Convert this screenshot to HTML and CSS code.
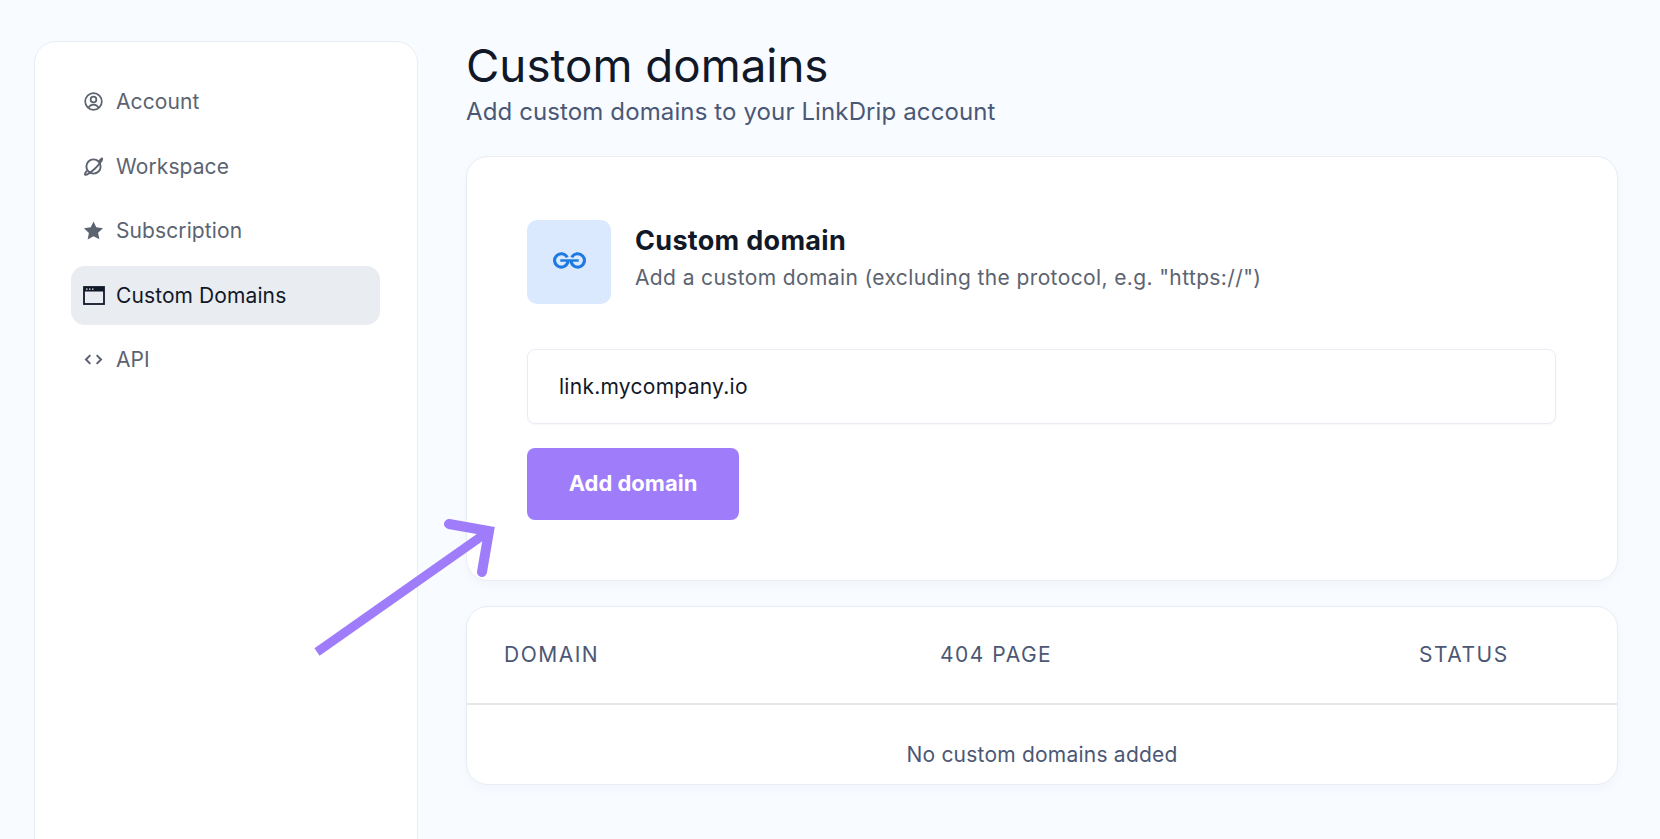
FILE: index.html
```html
<!DOCTYPE html>
<html>
	<head>
		<meta charset="utf-8">
		<title>Custom domains</title>
		<link rel="stylesheet" href="styles.css">
	</head>
	<body>
		<div class="page">
			<aside class="sidebar">
				<a href="#" class="nav-item">
					<svg class="nav-icon" viewBox="0 0 24 24" fill="none" stroke="currentColor" stroke-width="2.200"><circle cx="12" cy="12" r="10.500"/><circle cx="12" cy="9.500" r="3.600"/><path d="M5.500 20c1.400-3 3.600-4.200 6.500-4.200s5.100 1.200 6.500 4.200"/></svg>
					<span>Account</span>
				</a>
				<a href="#" class="nav-item">
					<svg class="nav-icon" viewBox="0 0 24 24" fill="none" stroke="currentColor" stroke-width="2.400"><circle cx="12" cy="12" r="9"/><path d="M19 5.500C20.500 3.500 22.500 1.500 23 2c.8.800-3.500 7.500-9 12.500S3.500 23 1.500 22.500c-.8-.2 0-2.500 2-5"/></svg>
					<span>Workspace</span>
				</a>
				<a href="#" class="nav-item">
					<svg class="nav-icon" viewBox="0 0 24 24" fill="currentColor"><path d="M12 .5l3.500 7.500 8.500 1.100-6.200 5.700 1.600 8.200L12 19.300l-7.400 4.200 1.600-8.200L0 9.100 8.500 8z"/></svg>
					<span>Subscription</span>
				</a>
				<a href="#" class="nav-item active">
					<svg class="nav-icon wide" viewBox="0 0 22 19" fill="none"><rect x="1" y="1" width="20" height="17" stroke="currentColor" stroke-width="1.800"/><rect x="1" y="1" width="20" height="4.500" fill="currentColor"/><path d="M3 3.200h1.500M6 3.200h1.500M9 3.200h1.500" stroke="#e9ecf1" stroke-width="1.300"/></svg>
					<span>Custom Domains</span>
				</a>
				<a href="#" class="nav-item">
					<svg class="nav-icon" viewBox="0 0 24 24" fill="none" stroke="currentColor" stroke-width="2.600"><path d="M8 6.500L2.500 12 8 17.500M16 6.500l5.500 5.500-5.500 5.500"/></svg>
					<span>API</span>
				</a>
			</aside>

			<main class="content">
				<h1 class="title">Custom domains</h1>
				<p class="subtitle">Add custom domains to your LinkDrip account</p>

				<section class="card form-card">
					<div class="form-head">
						<div class="icon-box">
							<svg class="link-icon" viewBox="0 0 36 16" width="37" height="17" fill="none" stroke="#1e7ae0" stroke-width="3"><path d="M15.800 5A6.500 6.500 0 1 0 16.500 8"/><path d="M20.200 5A6.500 6.500 0 1 1 19.500 8"/><path d="M9 8h18" stroke-width="2.400"/></svg>
						</div>
						<div>
							<h2 class="form-title">Custom domain</h2>
							<p class="form-text">Add a custom domain (excluding the protocol, e.g. "https://")</p>
						</div>
					</div>
					<input class="domain-input" type="text" value="link.mycompany.io">
					<button class="add-btn">Add domain</button>
				</section>

				<section class="card table-card">
					<div class="table-head">
						<span class="col-domain">DOMAIN</span>
						<span class="col-page">404 PAGE</span>
						<span class="col-status">STATUS</span>
					</div>
					<p class="empty">No custom domains added</p>
				</section>
			</main>
		</div>

		<svg class="arrow" width="200" height="150" viewBox="0 0 200 150" fill="none" stroke="#9f7cfa" stroke-width="9">
			<path d="M5 135L177 14"/>
			<path d="M137 7l40 7-7 41" stroke-width="10" stroke-linecap="round"/>
		</svg>
	</body>
</html>
```

FILE: styles.css
```css
*{margin:0;padding:0;box-sizing:border-box;}
a{text-decoration:none;}
html,body{height:100%;overflow:hidden;}
body{background:#f8fbff;font-family:"Inter","Noto Sans",sans-serif;color:#111827;position:relative;}

.page{display:flex;gap:48px;padding:41px 42px 0 34px;height:100%;}

.sidebar{width:384px;height:900px;flex:none;background:#fff;border:1px solid #e9edf3;border-radius:22px;padding:30px 37px 30px 36px;display:flex;flex-direction:column;gap:5.500px;}
.nav-item{height:59px;display:flex;align-items:center;gap:13px;padding-left:13px;border-radius:14px;color:#5c6370;font-size:21px;letter-spacing:0.100px;}
.nav-item.active{background:#e9ecf1;color:#111827;}
.nav-icon{width:19px;height:19px;flex:none;}
.nav-icon.wide{width:22px;height:19px;margin-left:-1px;margin-right:-2px;}

.content{flex:1;min-width:0;}
.title{font-size:45.700px;font-weight:400;line-height:50px;color:#111827;}
.subtitle{font-size:24px;letter-spacing:0.120px;line-height:30px;color:#4b5875;margin-top:6px;}

.card{background:#fff;border:1px solid #e9edf3;border-radius:22px;box-shadow:0 4px 12px rgba(30,50,90,0.03);}
.form-card{margin-top:29px;height:425px;padding:63px 61px 0 60px;}
.form-head{display:flex;gap:24px;align-items:center;}
.icon-box{width:84px;height:84px;padding-bottom:3px;background:#dbe9ff;border-radius:10px;display:flex;align-items:center;justify-content:center;}
.form-title{font-size:27px;font-weight:700;letter-spacing:0.300px;line-height:34px;color:#111827;margin-bottom:6px;margin-top:-9px;}
.form-text{font-size:21px;letter-spacing:0.380px;line-height:28px;color:#5c6370;}

.domain-input{display:block;width:100%;height:75px;margin-top:45px;padding:0 31px;border:1px solid #e9edf3;border-radius:8px;font-family:inherit;font-size:21px;letter-spacing:0.270px;color:#111827;background:#fff;box-shadow:0 1px 2px rgba(30,50,90,0.04);outline:none;}

.add-btn{display:block;width:212px;height:72px;margin-top:24px;padding-bottom:2px;background:#9f7cfa;color:#fff;border:none;border-radius:8px;font-family:inherit;font-size:22px;font-weight:700;}

.table-card{margin-top:25px;height:179px;}
.table-head{height:98px;padding:0 0 2px 37px;border-bottom:2px solid #e5e7eb;display:grid;grid-template-columns:436px 479px 1fr;align-items:center;font-size:21px;letter-spacing:1.500px;color:#4b5875;}
.empty{text-align:center;font-size:21px;letter-spacing:0.220px;line-height:28px;margin-top:36px;color:#4b5875;}

.arrow{position:absolute;left:312px;top:517px;}
```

_ _ _

Give back every line exactly as it stands, pictures excluded.

▶ [Full solution]
Convert this screenshot to HTML and CSS code.
FILE: index.html
```html
<!DOCTYPE html>
<html>
	<head>
		<meta charset="utf-8">
		<title>Custom domains</title>
		<link rel="stylesheet" href="styles.css">
	</head>
	<body>
		<div class="page">
			<aside class="sidebar">
				<a href="#" class="nav-item">
					<svg class="nav-icon" viewBox="0 0 24 24" fill="none" stroke="currentColor" stroke-width="2.200"><circle cx="12" cy="12" r="10.500"/><circle cx="12" cy="9.500" r="3.600"/><path d="M5.500 20c1.400-3 3.600-4.200 6.500-4.200s5.100 1.200 6.500 4.200"/></svg>
					<span>Account</span>
				</a>
				<a href="#" class="nav-item">
					<svg class="nav-icon" viewBox="0 0 24 24" fill="none" stroke="currentColor" stroke-width="2.400"><circle cx="12" cy="12" r="9"/><path d="M19 5.500C20.500 3.500 22.500 1.500 23 2c.8.800-3.500 7.500-9 12.500S3.500 23 1.500 22.500c-.8-.2 0-2.500 2-5"/></svg>
					<span>Workspace</span>
				</a>
				<a href="#" class="nav-item">
					<svg class="nav-icon" viewBox="0 0 24 24" fill="currentColor"><path d="M12 .5l3.500 7.500 8.500 1.100-6.200 5.700 1.600 8.200L12 19.300l-7.400 4.200 1.600-8.200L0 9.100 8.500 8z"/></svg>
					<span>Subscription</span>
				</a>
				<a href="#" class="nav-item active">
					<svg class="nav-icon wide" viewBox="0 0 22 19" fill="none"><rect x="1" y="1" width="20" height="17" stroke="currentColor" stroke-width="1.800"/><rect x="1" y="1" width="20" height="4.500" fill="currentColor"/><path d="M3 3.200h1.500M6 3.200h1.500M9 3.200h1.500" stroke="#e9ecf1" stroke-width="1.300"/></svg>
					<span>Custom Domains</span>
				</a>
				<a href="#" class="nav-item">
					<svg class="nav-icon" viewBox="0 0 24 24" fill="none" stroke="currentColor" stroke-width="2.600"><path d="M8 6.500L2.500 12 8 17.500M16 6.500l5.500 5.500-5.500 5.500"/></svg>
					<span>API</span>
				</a>
			</aside>

			<main class="content">
				<h1 class="title">Custom domains</h1>
				<p class="subtitle">Add custom domains to your LinkDrip account</p>

				<section class="card form-card">
					<div class="form-head">
						<div class="icon-box">
							<svg class="link-icon" viewBox="0 0 36 16" width="37" height="17" fill="none" stroke="#1e7ae0" stroke-width="3"><path d="M15.800 5A6.500 6.500 0 1 0 16.500 8"/><path d="M20.200 5A6.500 6.500 0 1 1 19.500 8"/><path d="M9 8h18" stroke-width="2.400"/></svg>
						</div>
						<div>
							<h2 class="form-title">Custom domain</h2>
							<p class="form-text">Add a custom domain (excluding the protocol, e.g. "https://")</p>
						</div>
					</div>
					<input class="domain-input" type="text" value="link.mycompany.io">
					<button class="add-btn">Add domain</button>
				</section>

				<section class="card table-card">
					<div class="table-head">
						<span class="col-domain">DOMAIN</span>
						<span class="col-page">404 PAGE</span>
						<span class="col-status">STATUS</span>
					</div>
					<p class="empty">No custom domains added</p>
				</section>
			</main>
		</div>

		<svg class="arrow" width="200" height="150" viewBox="0 0 200 150" fill="none" stroke="#9f7cfa" stroke-width="9">
			<path d="M5 135L177 14"/>
			<path d="M137 7l40 7-7 41" stroke-width="10" stroke-linecap="round"/>
		</svg>
	</body>
</html>
```

FILE: styles.css
```css
*{margin:0;padding:0;box-sizing:border-box;}
a{text-decoration:none;}
html,body{height:100%;overflow:hidden;}
body{background:#f8fbff;font-family:"Inter","Noto Sans",sans-serif;color:#111827;position:relative;}

.page{display:flex;gap:48px;padding:41px 42px 0 34px;height:100%;}

.sidebar{width:384px;height:900px;flex:none;background:#fff;border:1px solid #e9edf3;border-radius:22px;padding:30px 37px 30px 36px;display:flex;flex-direction:column;gap:5.500px;}
.nav-item{height:59px;display:flex;align-items:center;gap:13px;padding-left:13px;border-radius:14px;color:#5c6370;font-size:21px;letter-spacing:0.100px;}
.nav-item.active{background:#e9ecf1;color:#111827;}
.nav-icon{width:19px;height:19px;flex:none;}
.nav-icon.wide{width:22px;height:19px;margin-left:-1px;margin-right:-2px;}

.content{flex:1;min-width:0;}
.title{font-size:45.700px;font-weight:400;line-height:50px;color:#111827;}
.subtitle{font-size:24px;letter-spacing:0.120px;line-height:30px;color:#4b5875;margin-top:6px;}

.card{background:#fff;border:1px solid #e9edf3;border-radius:22px;box-shadow:0 4px 12px rgba(30,50,90,0.03);}
.form-card{margin-top:29px;height:425px;padding:63px 61px 0 60px;}
.form-head{display:flex;gap:24px;align-items:center;}
.icon-box{width:84px;height:84px;padding-bottom:3px;background:#dbe9ff;border-radius:10px;display:flex;align-items:center;justify-content:center;}
.form-title{font-size:27px;font-weight:700;letter-spacing:0.300px;line-height:34px;color:#111827;margin-bottom:6px;margin-top:-9px;}
.form-text{font-size:21px;letter-spacing:0.380px;line-height:28px;color:#5c6370;}

.domain-input{display:block;width:100%;height:75px;margin-top:45px;padding:0 31px;border:1px solid #e9edf3;border-radius:8px;font-family:inherit;font-size:21px;letter-spacing:0.270px;color:#111827;background:#fff;box-shadow:0 1px 2px rgba(30,50,90,0.04);outline:none;}

.add-btn{display:block;width:212px;height:72px;margin-top:24px;padding-bottom:2px;background:#9f7cfa;color:#fff;border:none;border-radius:8px;font-family:inherit;font-size:22px;font-weight:700;}

.table-card{margin-top:25px;height:179px;}
.table-head{height:98px;padding:0 0 2px 37px;border-bottom:2px solid #e5e7eb;display:grid;grid-template-columns:436px 479px 1fr;align-items:center;font-size:21px;letter-spacing:1.500px;color:#4b5875;}
.empty{text-align:center;font-size:21px;letter-spacing:0.220px;line-height:28px;margin-top:36px;color:#4b5875;}

.arrow{position:absolute;left:312px;top:517px;}
```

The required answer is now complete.